- STATED GOAL
Locate the lines of the listing below that hold "React", then copy each of them.

-=-=-

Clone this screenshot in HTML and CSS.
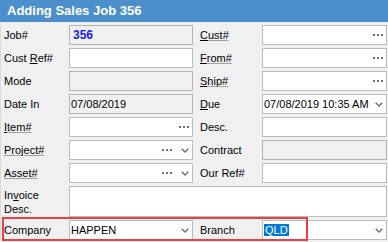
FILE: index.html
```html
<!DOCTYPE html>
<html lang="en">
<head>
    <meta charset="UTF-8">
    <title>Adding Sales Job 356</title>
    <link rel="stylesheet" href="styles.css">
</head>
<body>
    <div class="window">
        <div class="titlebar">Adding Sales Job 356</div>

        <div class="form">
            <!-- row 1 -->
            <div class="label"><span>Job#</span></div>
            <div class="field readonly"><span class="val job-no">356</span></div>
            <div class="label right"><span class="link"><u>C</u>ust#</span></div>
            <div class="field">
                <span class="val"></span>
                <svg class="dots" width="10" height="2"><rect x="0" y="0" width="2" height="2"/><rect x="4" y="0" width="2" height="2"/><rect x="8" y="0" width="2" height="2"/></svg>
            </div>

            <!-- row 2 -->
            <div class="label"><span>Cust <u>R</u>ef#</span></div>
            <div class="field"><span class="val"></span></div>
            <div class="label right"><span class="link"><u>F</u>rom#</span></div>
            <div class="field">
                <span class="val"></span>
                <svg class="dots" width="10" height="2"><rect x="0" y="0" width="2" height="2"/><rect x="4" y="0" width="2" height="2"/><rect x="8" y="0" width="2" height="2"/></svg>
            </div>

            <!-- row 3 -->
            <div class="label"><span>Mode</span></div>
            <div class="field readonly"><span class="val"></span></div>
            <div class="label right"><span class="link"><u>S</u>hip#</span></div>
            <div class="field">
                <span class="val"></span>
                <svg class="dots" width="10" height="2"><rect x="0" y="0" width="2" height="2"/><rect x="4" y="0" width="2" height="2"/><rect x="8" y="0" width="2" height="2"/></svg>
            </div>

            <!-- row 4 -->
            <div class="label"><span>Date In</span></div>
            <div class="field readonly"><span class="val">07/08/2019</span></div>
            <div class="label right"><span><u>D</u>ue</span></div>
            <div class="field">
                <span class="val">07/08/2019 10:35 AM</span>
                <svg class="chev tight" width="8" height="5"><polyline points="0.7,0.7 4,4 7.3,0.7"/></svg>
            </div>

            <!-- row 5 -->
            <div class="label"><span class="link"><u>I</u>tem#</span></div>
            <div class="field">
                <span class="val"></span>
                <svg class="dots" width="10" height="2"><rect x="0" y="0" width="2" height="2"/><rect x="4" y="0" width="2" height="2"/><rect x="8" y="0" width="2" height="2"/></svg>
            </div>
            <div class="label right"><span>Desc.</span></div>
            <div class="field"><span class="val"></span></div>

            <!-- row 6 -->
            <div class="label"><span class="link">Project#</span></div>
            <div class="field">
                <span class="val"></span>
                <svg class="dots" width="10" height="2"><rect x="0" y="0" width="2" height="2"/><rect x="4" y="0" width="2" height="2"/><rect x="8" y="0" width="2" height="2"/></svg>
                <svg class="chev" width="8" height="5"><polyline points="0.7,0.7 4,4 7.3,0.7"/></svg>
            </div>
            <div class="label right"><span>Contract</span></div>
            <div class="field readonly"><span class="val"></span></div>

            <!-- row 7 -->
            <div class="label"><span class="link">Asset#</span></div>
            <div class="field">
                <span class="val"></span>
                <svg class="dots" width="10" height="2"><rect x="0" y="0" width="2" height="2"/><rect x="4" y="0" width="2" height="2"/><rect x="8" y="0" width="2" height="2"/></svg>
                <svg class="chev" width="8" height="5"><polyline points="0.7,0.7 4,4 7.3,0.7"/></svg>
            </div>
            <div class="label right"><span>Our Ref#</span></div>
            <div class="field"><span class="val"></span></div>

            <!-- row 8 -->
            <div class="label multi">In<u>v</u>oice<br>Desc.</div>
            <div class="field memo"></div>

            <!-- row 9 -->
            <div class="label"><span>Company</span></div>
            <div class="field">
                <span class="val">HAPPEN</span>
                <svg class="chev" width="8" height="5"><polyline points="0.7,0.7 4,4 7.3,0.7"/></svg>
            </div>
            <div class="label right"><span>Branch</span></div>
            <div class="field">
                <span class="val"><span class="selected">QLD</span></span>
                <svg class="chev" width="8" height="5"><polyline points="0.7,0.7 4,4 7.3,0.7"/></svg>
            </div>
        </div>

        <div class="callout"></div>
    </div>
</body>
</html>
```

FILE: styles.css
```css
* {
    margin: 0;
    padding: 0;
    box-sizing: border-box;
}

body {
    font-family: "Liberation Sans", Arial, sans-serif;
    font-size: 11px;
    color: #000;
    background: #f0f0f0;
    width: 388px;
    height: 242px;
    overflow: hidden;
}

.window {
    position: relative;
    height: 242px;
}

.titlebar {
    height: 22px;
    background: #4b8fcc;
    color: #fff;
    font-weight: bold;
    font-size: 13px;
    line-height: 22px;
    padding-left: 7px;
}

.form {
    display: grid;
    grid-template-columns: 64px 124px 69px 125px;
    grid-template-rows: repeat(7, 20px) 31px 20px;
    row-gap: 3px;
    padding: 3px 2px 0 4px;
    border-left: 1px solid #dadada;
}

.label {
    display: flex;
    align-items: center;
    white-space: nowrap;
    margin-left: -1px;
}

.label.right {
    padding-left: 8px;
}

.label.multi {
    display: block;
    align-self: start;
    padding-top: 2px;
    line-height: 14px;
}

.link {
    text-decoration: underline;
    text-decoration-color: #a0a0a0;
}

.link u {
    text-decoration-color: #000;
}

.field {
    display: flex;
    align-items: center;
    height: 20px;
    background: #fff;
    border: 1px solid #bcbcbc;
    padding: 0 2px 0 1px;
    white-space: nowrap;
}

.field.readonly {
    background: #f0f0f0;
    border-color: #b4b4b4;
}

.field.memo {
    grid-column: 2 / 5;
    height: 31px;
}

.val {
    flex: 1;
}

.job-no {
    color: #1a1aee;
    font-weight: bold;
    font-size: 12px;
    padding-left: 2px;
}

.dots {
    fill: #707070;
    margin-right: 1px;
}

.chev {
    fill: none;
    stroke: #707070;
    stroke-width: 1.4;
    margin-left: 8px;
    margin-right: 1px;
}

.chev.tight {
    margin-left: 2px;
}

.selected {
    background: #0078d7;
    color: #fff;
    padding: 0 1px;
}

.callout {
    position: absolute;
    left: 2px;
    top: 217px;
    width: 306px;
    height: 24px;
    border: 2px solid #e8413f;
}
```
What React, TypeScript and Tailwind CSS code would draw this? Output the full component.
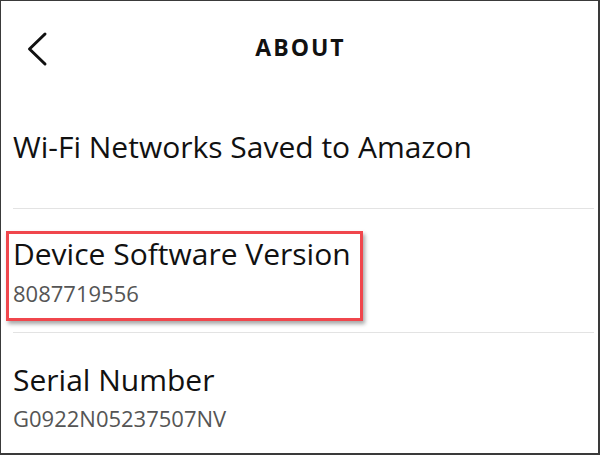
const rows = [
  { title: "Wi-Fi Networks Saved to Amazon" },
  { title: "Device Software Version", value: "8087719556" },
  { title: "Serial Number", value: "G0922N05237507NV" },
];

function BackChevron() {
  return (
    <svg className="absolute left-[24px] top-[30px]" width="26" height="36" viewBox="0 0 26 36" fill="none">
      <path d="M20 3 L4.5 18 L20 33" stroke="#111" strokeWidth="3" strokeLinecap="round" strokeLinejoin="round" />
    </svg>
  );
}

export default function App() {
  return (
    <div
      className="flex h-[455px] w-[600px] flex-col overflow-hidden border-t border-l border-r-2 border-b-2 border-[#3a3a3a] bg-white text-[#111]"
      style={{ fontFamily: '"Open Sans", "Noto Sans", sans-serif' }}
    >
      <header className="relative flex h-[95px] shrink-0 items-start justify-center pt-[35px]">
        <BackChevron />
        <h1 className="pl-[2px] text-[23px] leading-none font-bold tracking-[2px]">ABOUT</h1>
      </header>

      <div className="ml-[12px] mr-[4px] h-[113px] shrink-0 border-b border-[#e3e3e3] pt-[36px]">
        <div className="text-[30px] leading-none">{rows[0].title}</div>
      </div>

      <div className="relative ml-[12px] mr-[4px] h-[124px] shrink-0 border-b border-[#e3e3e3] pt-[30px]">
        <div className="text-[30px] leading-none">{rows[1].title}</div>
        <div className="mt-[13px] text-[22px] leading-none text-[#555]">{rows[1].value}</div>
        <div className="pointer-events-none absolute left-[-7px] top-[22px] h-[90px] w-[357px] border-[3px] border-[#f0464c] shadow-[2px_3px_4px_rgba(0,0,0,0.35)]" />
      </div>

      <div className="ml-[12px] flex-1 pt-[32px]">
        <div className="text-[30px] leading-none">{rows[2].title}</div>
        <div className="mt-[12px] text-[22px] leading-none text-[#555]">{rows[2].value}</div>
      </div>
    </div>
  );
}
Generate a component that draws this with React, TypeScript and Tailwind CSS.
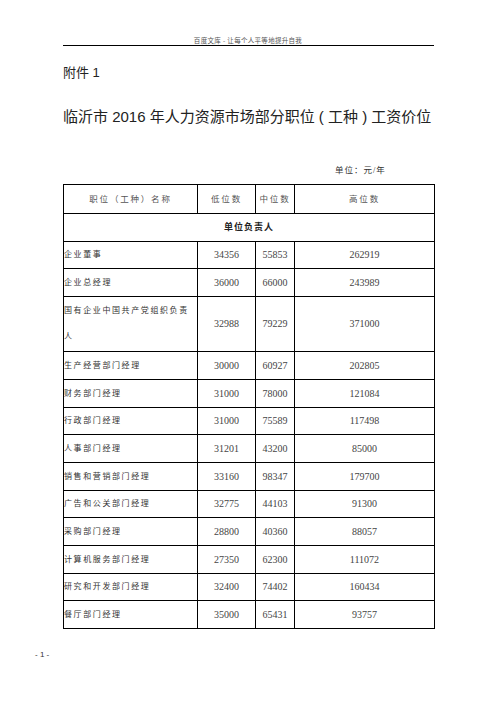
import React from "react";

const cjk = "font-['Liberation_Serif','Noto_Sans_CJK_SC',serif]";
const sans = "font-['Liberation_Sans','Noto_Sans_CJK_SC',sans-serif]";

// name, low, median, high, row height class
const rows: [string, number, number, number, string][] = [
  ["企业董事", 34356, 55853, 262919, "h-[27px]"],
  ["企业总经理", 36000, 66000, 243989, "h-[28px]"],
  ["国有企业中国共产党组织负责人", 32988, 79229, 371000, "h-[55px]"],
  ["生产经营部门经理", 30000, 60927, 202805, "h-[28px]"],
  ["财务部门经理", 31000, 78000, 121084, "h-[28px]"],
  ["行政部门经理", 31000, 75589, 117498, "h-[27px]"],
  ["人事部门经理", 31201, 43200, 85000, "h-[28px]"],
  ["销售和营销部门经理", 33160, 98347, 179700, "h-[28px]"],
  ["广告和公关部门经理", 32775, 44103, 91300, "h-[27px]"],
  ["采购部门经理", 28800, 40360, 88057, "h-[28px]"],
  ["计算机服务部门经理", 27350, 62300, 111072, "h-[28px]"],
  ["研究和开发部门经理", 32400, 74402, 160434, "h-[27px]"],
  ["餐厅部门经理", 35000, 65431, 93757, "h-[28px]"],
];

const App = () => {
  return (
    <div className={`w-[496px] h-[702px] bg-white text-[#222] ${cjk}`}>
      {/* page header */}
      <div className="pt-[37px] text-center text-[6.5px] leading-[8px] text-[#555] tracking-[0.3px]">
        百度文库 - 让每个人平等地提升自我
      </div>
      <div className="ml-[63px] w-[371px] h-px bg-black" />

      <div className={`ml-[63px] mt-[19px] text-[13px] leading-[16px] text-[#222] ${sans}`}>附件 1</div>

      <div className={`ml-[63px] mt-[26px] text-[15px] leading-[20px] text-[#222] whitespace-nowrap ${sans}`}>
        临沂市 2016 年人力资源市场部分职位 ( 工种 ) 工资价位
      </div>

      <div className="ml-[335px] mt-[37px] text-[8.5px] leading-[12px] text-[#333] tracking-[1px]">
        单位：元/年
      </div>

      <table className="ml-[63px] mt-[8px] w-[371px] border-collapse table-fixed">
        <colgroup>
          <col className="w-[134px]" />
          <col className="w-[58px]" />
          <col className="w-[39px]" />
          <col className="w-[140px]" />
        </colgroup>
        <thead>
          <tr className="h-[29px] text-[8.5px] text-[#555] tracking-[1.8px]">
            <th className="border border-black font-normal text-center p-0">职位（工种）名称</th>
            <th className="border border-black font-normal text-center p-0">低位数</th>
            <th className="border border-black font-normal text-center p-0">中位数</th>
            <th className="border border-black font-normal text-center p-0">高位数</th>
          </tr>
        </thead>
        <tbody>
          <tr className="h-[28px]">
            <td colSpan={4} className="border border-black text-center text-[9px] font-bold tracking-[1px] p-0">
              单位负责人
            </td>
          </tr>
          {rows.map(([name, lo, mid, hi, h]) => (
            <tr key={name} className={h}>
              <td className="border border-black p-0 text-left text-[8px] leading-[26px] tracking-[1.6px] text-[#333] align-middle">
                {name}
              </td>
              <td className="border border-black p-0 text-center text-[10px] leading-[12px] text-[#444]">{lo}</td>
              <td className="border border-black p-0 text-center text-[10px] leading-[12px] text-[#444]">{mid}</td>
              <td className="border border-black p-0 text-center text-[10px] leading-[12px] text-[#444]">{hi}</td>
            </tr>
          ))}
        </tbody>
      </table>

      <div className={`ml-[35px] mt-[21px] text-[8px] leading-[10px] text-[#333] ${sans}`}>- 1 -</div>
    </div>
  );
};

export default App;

-=-=-

- COMPLETE RESPONSE
What React, TypeScript and Tailwind CSS code would draw this? Output the full component.
Generate a component that draws this with React, TypeScript and Tailwind CSS.
import React from "react";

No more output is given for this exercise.